▸ **DATASET RECORDS**
....

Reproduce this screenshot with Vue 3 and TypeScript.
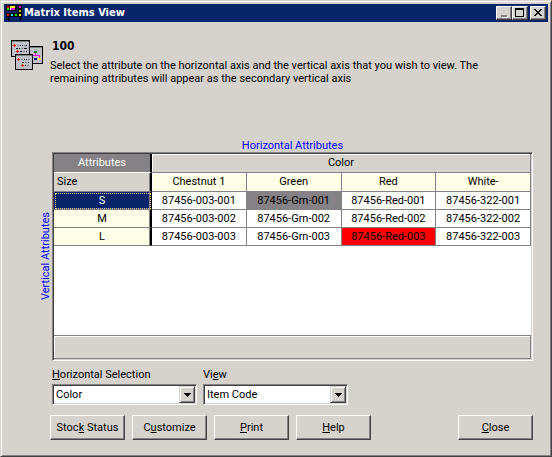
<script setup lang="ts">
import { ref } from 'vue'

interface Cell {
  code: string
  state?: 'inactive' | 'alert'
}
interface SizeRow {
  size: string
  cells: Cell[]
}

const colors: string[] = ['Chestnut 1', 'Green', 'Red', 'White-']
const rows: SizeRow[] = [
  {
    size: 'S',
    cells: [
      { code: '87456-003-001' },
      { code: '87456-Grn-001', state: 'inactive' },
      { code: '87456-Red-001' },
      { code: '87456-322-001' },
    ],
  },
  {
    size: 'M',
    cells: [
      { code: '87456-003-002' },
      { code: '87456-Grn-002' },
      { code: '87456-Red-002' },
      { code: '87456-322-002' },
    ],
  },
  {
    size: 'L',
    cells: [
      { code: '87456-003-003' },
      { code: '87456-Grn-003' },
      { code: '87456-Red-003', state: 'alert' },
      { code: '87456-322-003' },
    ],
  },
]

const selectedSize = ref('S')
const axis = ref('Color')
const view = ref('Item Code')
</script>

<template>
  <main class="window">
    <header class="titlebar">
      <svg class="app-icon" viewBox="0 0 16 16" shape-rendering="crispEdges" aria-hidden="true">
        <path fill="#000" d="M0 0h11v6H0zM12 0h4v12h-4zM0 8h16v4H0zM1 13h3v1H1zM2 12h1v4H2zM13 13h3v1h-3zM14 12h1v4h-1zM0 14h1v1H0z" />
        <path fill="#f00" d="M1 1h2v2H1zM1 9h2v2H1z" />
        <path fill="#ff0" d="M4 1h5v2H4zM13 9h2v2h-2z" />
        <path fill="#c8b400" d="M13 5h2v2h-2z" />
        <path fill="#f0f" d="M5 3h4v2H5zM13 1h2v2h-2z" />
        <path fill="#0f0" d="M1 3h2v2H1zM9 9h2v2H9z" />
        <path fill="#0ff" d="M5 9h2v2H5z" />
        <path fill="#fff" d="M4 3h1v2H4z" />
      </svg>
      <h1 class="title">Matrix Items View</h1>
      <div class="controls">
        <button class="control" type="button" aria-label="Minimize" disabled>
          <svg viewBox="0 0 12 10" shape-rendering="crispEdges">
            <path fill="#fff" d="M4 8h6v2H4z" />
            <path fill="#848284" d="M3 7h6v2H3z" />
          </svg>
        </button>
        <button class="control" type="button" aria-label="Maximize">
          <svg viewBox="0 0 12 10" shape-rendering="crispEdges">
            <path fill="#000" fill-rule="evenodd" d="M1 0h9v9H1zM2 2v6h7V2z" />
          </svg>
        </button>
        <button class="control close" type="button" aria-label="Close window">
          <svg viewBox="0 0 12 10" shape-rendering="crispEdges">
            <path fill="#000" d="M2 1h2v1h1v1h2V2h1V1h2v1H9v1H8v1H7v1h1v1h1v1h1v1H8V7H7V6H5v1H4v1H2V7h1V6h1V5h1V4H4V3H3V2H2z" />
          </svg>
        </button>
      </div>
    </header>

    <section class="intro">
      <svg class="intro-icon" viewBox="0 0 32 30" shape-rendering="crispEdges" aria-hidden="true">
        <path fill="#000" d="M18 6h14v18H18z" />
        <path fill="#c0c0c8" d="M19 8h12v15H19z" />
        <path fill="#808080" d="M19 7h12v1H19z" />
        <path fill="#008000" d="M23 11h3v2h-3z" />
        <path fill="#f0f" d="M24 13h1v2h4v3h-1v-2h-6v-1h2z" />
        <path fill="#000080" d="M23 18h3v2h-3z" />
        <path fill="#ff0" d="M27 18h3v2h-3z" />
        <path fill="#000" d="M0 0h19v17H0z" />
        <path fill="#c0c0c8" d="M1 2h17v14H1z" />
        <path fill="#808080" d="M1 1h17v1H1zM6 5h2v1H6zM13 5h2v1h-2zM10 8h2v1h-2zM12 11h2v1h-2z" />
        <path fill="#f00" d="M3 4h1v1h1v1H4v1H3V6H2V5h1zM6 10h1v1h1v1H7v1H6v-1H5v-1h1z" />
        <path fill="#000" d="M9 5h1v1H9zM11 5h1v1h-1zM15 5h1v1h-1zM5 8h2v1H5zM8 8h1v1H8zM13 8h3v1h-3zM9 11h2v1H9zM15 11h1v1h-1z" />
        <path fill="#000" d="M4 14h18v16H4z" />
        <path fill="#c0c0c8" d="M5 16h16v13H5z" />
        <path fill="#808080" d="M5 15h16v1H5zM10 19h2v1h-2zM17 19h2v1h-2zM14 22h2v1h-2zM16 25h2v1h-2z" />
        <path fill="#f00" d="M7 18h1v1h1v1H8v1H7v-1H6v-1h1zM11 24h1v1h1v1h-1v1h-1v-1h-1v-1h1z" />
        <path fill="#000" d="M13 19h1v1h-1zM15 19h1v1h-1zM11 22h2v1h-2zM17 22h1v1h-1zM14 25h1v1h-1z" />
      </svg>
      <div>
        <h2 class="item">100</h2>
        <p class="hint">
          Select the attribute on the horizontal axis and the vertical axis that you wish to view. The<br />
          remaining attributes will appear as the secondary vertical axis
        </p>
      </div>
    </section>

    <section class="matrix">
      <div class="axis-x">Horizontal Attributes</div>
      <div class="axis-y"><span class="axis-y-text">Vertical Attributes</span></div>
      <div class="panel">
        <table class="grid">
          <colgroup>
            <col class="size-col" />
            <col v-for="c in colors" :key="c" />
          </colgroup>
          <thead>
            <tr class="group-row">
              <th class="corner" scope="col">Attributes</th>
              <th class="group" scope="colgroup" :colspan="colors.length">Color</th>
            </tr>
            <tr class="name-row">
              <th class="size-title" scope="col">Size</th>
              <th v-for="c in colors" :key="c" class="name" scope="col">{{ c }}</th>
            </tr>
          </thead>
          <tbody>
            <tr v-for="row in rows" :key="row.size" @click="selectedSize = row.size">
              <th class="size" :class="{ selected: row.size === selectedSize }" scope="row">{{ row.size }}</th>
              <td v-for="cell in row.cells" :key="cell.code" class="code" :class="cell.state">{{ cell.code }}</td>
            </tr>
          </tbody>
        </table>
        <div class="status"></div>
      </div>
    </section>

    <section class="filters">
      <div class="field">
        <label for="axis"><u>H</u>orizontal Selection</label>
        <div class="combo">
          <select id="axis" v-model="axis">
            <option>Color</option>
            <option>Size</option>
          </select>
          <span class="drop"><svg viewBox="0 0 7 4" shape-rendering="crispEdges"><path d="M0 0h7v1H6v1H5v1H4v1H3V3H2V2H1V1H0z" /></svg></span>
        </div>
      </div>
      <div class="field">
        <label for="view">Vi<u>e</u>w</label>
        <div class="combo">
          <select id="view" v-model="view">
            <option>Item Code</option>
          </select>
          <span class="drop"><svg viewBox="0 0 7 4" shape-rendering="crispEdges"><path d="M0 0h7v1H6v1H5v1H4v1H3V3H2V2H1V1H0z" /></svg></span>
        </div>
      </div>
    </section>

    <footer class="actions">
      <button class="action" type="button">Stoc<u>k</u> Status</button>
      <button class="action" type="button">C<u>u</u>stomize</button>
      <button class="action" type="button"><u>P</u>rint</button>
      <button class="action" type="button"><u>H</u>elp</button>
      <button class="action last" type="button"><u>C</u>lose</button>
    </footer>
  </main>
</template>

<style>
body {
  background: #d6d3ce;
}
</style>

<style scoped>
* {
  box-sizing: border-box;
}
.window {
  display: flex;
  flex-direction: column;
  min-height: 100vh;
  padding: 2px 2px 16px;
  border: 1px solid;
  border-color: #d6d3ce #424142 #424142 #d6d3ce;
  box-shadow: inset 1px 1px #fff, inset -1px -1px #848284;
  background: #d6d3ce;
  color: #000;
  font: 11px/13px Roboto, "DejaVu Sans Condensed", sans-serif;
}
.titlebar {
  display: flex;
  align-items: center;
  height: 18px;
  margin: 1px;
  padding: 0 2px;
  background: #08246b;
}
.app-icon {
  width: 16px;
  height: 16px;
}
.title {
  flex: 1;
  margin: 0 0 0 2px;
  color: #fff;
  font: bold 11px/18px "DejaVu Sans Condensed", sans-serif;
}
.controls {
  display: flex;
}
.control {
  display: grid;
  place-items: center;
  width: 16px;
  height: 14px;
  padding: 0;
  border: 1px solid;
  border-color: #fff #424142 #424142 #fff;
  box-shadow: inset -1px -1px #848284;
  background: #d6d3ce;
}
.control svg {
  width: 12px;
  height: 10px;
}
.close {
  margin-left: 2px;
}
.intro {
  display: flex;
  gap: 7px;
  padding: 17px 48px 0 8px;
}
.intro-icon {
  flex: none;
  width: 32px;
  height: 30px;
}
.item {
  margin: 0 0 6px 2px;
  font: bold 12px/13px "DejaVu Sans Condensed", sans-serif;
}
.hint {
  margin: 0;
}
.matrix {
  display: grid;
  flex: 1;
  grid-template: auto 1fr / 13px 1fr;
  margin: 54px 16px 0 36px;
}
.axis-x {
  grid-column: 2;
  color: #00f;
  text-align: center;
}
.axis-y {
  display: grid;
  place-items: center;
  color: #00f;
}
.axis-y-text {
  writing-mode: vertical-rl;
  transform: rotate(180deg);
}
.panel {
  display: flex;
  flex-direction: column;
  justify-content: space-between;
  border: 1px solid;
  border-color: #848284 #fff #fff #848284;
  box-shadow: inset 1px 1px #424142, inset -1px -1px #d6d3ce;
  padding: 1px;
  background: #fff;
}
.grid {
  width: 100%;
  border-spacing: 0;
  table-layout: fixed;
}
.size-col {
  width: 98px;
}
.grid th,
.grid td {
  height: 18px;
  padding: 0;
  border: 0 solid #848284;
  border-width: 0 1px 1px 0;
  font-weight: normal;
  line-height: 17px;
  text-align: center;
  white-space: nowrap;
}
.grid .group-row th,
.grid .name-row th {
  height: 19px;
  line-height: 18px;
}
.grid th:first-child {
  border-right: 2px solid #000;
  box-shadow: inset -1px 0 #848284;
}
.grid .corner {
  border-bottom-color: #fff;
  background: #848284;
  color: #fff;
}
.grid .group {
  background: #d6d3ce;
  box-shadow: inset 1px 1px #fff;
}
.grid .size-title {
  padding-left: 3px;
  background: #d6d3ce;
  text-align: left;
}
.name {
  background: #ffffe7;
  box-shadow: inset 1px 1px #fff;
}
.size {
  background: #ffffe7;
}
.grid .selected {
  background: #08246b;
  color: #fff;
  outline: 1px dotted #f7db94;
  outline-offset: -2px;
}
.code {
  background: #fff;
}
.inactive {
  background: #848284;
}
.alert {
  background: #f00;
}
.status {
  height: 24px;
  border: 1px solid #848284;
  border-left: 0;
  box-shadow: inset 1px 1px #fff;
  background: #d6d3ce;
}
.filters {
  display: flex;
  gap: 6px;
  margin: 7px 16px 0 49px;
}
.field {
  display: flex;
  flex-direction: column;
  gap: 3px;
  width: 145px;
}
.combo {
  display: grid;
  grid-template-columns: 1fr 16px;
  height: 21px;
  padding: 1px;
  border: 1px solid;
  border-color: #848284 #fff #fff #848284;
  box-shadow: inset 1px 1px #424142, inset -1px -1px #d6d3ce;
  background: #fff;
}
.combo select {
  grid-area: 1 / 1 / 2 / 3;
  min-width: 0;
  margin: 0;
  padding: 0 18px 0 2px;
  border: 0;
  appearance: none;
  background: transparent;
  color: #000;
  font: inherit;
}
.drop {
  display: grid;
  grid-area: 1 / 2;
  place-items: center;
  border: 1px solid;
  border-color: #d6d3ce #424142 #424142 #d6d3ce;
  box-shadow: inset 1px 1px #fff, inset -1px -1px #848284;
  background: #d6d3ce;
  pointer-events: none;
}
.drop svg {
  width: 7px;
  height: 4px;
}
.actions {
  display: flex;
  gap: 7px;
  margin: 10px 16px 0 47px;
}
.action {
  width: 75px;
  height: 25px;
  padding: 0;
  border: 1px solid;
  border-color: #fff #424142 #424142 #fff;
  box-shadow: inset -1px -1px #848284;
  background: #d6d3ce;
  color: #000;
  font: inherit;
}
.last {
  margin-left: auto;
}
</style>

....

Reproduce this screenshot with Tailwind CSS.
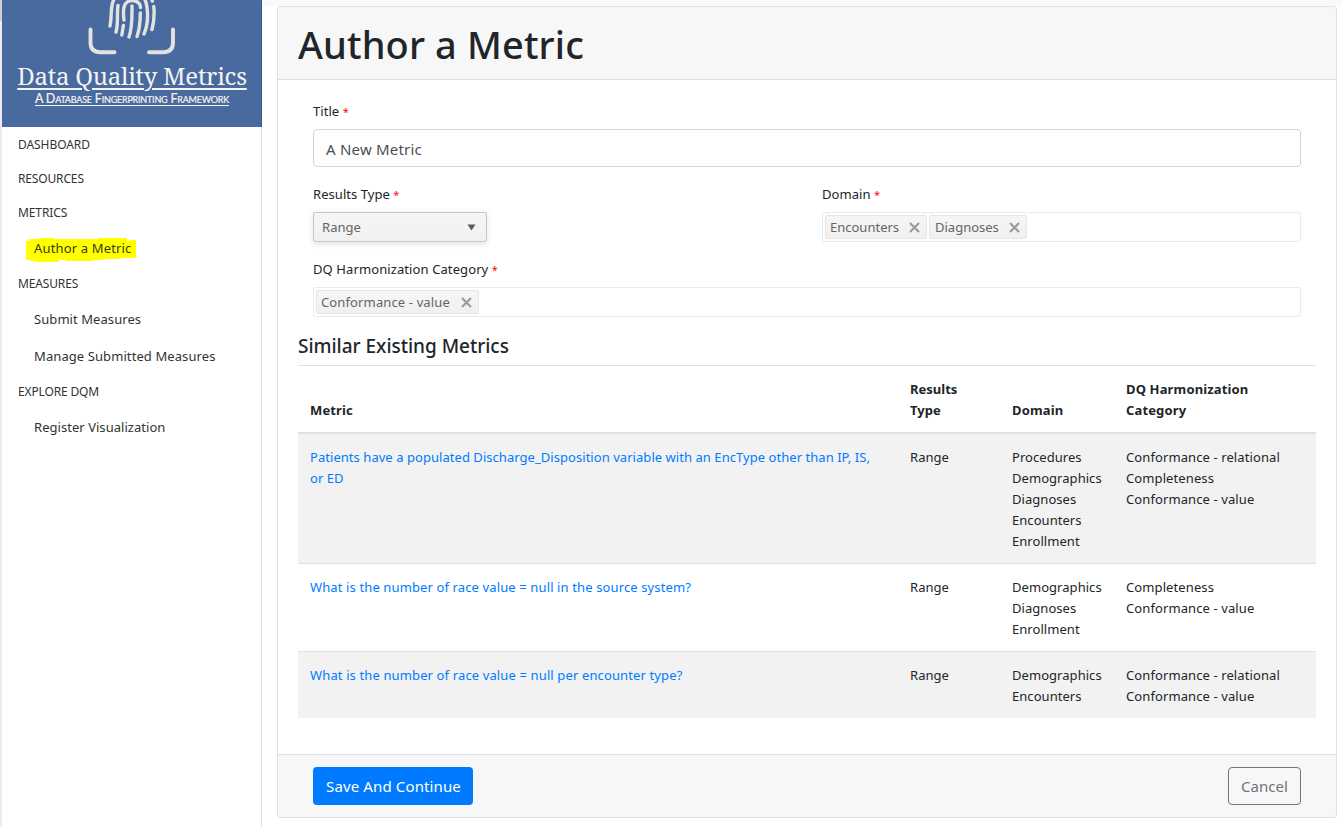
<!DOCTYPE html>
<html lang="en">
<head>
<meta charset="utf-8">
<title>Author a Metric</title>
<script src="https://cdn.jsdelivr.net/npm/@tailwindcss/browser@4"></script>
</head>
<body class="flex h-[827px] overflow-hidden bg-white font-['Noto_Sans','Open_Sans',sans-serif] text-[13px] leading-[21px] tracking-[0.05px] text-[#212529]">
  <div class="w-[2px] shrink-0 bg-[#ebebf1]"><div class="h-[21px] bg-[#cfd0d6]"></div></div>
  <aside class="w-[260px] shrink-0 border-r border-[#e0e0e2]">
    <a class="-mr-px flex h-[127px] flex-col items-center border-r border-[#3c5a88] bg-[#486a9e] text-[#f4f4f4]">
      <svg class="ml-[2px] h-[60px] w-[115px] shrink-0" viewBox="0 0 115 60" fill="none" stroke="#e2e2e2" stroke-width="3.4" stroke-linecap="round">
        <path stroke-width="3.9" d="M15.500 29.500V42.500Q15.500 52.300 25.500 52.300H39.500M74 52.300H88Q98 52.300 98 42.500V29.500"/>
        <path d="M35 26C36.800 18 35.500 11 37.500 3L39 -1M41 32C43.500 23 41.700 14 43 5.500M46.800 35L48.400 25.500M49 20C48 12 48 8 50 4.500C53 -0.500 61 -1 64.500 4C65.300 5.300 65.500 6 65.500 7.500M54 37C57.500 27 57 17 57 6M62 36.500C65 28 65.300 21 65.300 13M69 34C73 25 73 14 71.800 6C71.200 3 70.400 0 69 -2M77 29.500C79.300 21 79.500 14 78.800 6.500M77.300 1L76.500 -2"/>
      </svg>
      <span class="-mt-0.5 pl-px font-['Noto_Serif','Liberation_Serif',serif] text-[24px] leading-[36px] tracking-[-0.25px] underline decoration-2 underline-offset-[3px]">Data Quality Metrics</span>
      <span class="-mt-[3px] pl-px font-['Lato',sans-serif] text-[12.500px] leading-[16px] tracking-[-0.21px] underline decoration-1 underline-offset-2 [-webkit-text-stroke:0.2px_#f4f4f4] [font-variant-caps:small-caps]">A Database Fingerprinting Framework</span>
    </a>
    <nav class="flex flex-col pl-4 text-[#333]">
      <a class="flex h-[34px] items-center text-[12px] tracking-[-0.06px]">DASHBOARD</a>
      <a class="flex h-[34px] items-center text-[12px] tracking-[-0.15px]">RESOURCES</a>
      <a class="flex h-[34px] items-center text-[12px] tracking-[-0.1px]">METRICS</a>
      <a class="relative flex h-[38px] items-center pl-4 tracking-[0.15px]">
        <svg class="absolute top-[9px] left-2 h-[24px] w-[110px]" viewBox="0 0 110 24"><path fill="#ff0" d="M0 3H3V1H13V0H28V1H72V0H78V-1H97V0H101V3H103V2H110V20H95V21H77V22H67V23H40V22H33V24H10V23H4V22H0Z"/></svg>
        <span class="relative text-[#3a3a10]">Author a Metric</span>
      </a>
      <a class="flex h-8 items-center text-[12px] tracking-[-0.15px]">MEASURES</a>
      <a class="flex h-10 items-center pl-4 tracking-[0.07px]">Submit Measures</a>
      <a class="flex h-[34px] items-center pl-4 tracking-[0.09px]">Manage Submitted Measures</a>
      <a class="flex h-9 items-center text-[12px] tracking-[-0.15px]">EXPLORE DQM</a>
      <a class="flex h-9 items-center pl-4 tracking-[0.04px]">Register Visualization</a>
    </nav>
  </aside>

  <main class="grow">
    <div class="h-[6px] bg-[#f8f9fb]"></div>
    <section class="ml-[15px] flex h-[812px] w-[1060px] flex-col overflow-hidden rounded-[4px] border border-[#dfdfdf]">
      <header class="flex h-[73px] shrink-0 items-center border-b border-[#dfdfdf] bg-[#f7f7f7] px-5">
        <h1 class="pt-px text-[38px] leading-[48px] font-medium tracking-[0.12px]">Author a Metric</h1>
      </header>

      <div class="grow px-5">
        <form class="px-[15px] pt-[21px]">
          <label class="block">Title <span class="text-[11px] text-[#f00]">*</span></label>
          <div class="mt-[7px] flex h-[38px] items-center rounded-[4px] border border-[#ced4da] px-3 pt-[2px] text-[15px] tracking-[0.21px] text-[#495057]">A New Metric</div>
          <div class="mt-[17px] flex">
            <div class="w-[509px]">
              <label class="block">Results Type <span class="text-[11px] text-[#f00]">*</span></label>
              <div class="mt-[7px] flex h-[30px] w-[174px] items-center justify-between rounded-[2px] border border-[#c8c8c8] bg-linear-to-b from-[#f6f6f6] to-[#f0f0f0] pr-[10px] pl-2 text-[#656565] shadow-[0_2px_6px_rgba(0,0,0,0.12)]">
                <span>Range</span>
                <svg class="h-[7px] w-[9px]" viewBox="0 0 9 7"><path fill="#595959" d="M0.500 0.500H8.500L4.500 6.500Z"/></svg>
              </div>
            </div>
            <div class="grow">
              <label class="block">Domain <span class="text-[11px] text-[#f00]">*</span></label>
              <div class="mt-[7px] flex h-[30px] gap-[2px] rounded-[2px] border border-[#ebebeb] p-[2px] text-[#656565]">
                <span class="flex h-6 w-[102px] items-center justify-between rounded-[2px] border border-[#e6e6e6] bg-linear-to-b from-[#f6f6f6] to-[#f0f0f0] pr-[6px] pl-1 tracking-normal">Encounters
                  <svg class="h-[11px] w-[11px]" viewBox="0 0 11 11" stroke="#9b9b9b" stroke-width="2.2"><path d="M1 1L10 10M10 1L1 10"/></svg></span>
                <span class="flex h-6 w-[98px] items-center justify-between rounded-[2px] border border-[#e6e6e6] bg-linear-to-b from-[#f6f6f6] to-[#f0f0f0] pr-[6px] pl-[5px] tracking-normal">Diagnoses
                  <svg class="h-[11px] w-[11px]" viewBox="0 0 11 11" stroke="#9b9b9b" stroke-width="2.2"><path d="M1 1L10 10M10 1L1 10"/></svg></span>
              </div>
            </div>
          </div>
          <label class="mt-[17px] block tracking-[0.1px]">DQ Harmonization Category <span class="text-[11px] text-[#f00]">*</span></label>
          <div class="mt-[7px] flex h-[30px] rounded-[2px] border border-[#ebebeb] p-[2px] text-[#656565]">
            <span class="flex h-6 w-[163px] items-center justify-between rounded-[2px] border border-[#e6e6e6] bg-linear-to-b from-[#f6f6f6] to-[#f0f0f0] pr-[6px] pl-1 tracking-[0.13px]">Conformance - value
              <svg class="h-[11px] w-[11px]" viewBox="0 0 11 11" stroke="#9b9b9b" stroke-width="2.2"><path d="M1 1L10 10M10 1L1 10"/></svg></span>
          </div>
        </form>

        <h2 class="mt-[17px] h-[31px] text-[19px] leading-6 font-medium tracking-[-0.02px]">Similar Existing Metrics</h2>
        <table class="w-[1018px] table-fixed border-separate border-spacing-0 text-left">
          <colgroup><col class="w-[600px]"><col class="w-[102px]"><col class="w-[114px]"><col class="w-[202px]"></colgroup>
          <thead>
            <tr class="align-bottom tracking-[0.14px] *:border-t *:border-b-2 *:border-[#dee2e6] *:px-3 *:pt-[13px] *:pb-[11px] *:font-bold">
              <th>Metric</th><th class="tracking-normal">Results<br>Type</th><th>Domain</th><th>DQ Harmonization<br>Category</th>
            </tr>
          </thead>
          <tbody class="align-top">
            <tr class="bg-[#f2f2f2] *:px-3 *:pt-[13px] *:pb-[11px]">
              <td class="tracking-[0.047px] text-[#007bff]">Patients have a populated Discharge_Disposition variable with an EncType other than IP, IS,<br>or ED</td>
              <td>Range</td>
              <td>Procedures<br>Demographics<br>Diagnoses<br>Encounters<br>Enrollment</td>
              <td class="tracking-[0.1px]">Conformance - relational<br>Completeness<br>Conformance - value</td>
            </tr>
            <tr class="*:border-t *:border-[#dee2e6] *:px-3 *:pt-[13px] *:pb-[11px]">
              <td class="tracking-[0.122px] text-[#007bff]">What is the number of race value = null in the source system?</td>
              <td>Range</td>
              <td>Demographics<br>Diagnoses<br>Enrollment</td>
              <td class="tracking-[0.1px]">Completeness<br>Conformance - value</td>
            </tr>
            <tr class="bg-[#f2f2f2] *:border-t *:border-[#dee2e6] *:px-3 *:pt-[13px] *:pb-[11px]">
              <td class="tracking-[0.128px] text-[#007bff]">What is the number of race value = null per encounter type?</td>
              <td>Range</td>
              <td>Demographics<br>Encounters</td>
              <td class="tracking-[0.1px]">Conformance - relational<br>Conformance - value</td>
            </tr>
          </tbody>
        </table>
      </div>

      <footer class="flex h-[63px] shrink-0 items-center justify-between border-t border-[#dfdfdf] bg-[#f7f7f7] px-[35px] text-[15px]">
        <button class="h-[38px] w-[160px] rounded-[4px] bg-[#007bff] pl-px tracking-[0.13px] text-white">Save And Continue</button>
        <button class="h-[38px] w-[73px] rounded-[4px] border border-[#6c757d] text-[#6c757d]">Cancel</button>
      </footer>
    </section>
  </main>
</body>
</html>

....

▸ **TASK TO COMPLETE**
Return each full line of the entries that contains the word "Reproduce".

▸ **REPLY TO THE EXERCISE**
Reproduce this screenshot with Vue 3 and TypeScript.
Reproduce this screenshot with Tailwind CSS.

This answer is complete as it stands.